Carrier Ethernet Testing

Carrier Ethernet technology requires specific testing standards and procedures because Ethernet was not initially designed for carrier networks. These procedures include the RFC 2544 test suite, filtering, truncation and capture triggers.

RFC 2544

The RFC 2544 test suite outlines the tests required to measure and  prove performance criteria for carrier Ethernet networks. The standard provides an out-of-service benchmarking methodology to evaluate the performance of network devices using throughput, back-to-back, frame loss and latency tests, with each test validating a specific part of a service level agreement. The methodology defines the frame size, test duration and number of test iterations. Once completed, these tests will provide performance metrics of the Ethernet network under test.


The ability to filter Ethernet traffic means capturing only the traffic that fits a specific profile, therefore efficiently using the available memory.

A filter engine is based on basic and advanced filtering capabilities. In the basic mode, the user can filter traffic based on a single trigger value, while the advanced mode provides the ability to customize a filter using up to four triggers combined with logical operands (AND, OR, NOT). In both cases, a complete set of triggers includes MAC, IP, UDP and VLAN.


Truncation means limiting the capture of data to a specific number of bytes and therefore, capturing only the data that is necessary. Since proprietary information cannot be decoded by test equipment, network engineers will limit the capture to the header, or add more bytes to include higher-layer information, for more in-depth testing.


With most typical capture tools, capture starts as soon as the tool is enabled. However, this could mean that an event will occur after the memory buffer is filled up, providing no useful information whatsoever.

Three are three types of capture triggers:

  • Manual
  • On-Error
  • Field-Match


The triggering position determines the position of the triggered frame within the captured data.

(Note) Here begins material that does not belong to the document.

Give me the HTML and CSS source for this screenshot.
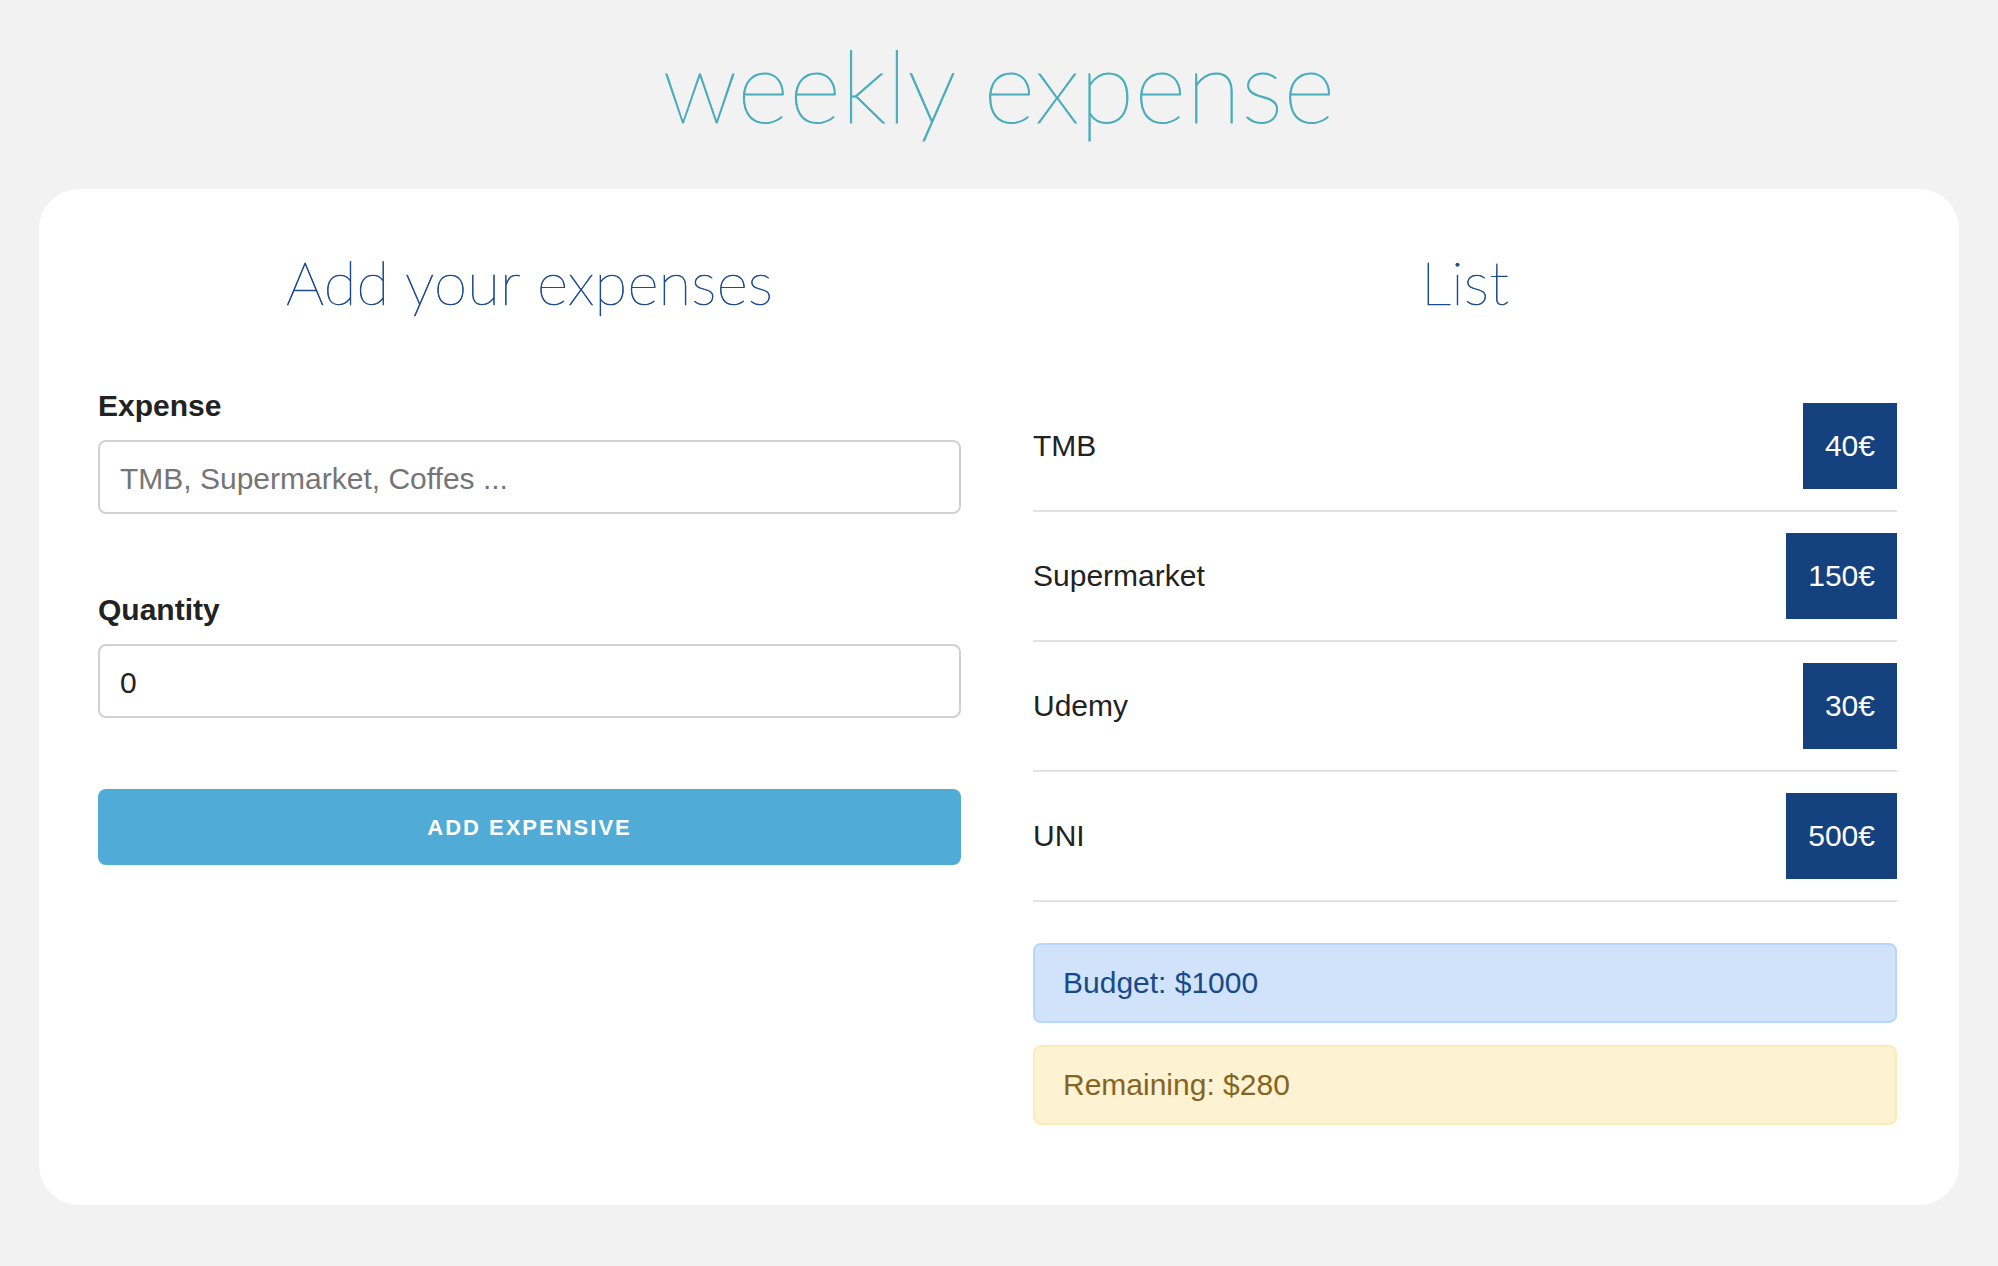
FILE: index.html
```html
<!DOCTYPE html>
<html lang="en">
<head>
<meta charset="utf-8">
<title>Weekly expense</title>
<link rel="stylesheet" href="styles.css">
</head>
<body>
<header class="header">
  <h1 class="title">weekly expense</h1>
</header>
<main class="card">
  <section class="col">
    <h2 class="heading">Add your expenses</h2>
    <form class="form">
      <label class="label" for="expense">Expense</label>
      <input class="input" id="expense" type="text" placeholder="TMB, Supermarket, Coffes ...">
      <label class="label" for="qty">Quantity</label>
      <input class="input" id="qty" type="text" value="0">
      <button class="btn" type="button">Add expensive</button>
    </form>
  </section>
  <section class="col">
    <h2 class="heading">List</h2>
    <ul class="list">
      <li class="item"><span class="item-name">TMB</span><span class="badge">40€</span></li>
      <li class="item"><span class="item-name">Supermarket</span><span class="badge">150€</span></li>
      <li class="item"><span class="item-name">Udemy</span><span class="badge">30€</span></li>
      <li class="item"><span class="item-name">UNI</span><span class="badge">500€</span></li>
    </ul>
    <div class="alert alert-budget">Budget: $1000</div>
    <div class="alert alert-remaining">Remaining: $280</div>
  </section>
</main>
</body>
</html>
```
FILE: styles.css
```css
* {
  box-sizing: border-box;
}

body {
  margin: 0;
  background: #f2f2f2;
  font-family: "Liberation Sans", Arial, sans-serif;
  font-size: 30px;
  color: #222;
}

.header {
  padding-top: 24px;
  margin-bottom: 45px;
  text-align: center;
}

.title {
  margin: 0;
  font-family: Lato, Roboto, sans-serif;
  font-weight: 100;
  font-size: 100px;
  line-height: 120px;
  letter-spacing: 0.4px;
  color: #49adbb;
  -webkit-text-stroke: 1px #49adbb;
}

.card {
  width: 1920px;
  margin: 0 auto;
  background: #fff;
  border-radius: 40px;
  padding: 57px 62px 60px 59px;
  display: grid;
  grid-template-columns: 863px 864px;
  column-gap: 72px;
  align-items: start;
}

.heading {
  margin: 0 0 64px;
  font-family: Lato, Roboto, sans-serif;
  font-weight: 100;
  font-size: 60px;
  line-height: 72px;
  letter-spacing: 0.2px;
  text-align: center;
  color: #1c4b8e;
  -webkit-text-stroke: 0.7px #1c4b8e;
}

.form {
  display: flex;
  flex-direction: column;
}

.label {
  display: block;
  font-weight: bold;
  line-height: 48px;
  margin: 0 0 10px;
  color: #222;
}

.input {
  width: 100%;
  height: 74px;
  border: 2px solid #d1d1d1;
  border-radius: 8px;
  padding: 3px 20px 0;
  font-family: "Liberation Sans", Arial, sans-serif;
  font-size: 30px;
  color: #222;
  background: #fff;
  margin: 0 0 72px;
  outline: none;
}

.input::placeholder {
  color: #757575;
}

.btn {
  height: 76px;
  width: 100%;
  border: none;
  border-radius: 8px;
  background: #50abd6;
  color: #fff;
  font-family: "Liberation Sans", Arial, sans-serif;
  font-weight: bold;
  font-size: 22px;
  letter-spacing: 2px;
  text-transform: uppercase;
  margin-top: -1px;
  padding-top: 3px;
}

.list {
  list-style: none;
  margin: 0 0 41px;
  padding: 0;
}

.item {
  display: flex;
  justify-content: space-between;
  align-items: center;
  padding: 21px 0;
  border-bottom: 2px solid #e1e1e1;
}

.item-name {
  color: #222;
}

.badge {
  height: 86px;
  display: flex;
  align-items: center;
  padding: 0 22px;
  background: #15427e;
  color: #fff;
}

.alert {
  height: 80px;
  line-height: 76px;
  padding: 0 28px;
  border: 2px solid;
  border-radius: 8px;
  margin-bottom: 22px;
}

.alert-budget {
  background: #d0e3fa;
  border-color: #b8d6fb;
  color: #184a8b;
}

.alert-remaining {
  background: #fdf2d2;
  border-color: #fcebb8;
  color: #856421;
  margin-bottom: 20px;
}
```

Specifying where the trigger event is located in a capture is useful when performing pre- and post-analysis because it is important to understand what happened before and after a failure. Traditional capture tools only provide a post-trigger position, but today’s Ethernet capture tools also provide a mid- and pre-trigger.

  • Pre-Trigger

In Pre-Trigger mode, the last frame of the capture is the trigger event; therefore, the captured output contains all the frames leading up to the event. This mode can be used to determine what led to the specific event.

  • Mid-Trigger

Mid-Trigger mode is a very powerful application that provides a snapshot of the traffic before and after the trigger event. In this mode, the trigger event is usually in the middle of the captured traffic.

  • Post-Trigger

In Post-Trigger mode, the first frame of the capture is always the trigger, and the remaining frames are the frames that follow the trigger event. This mode is typically used to analyze content after the event.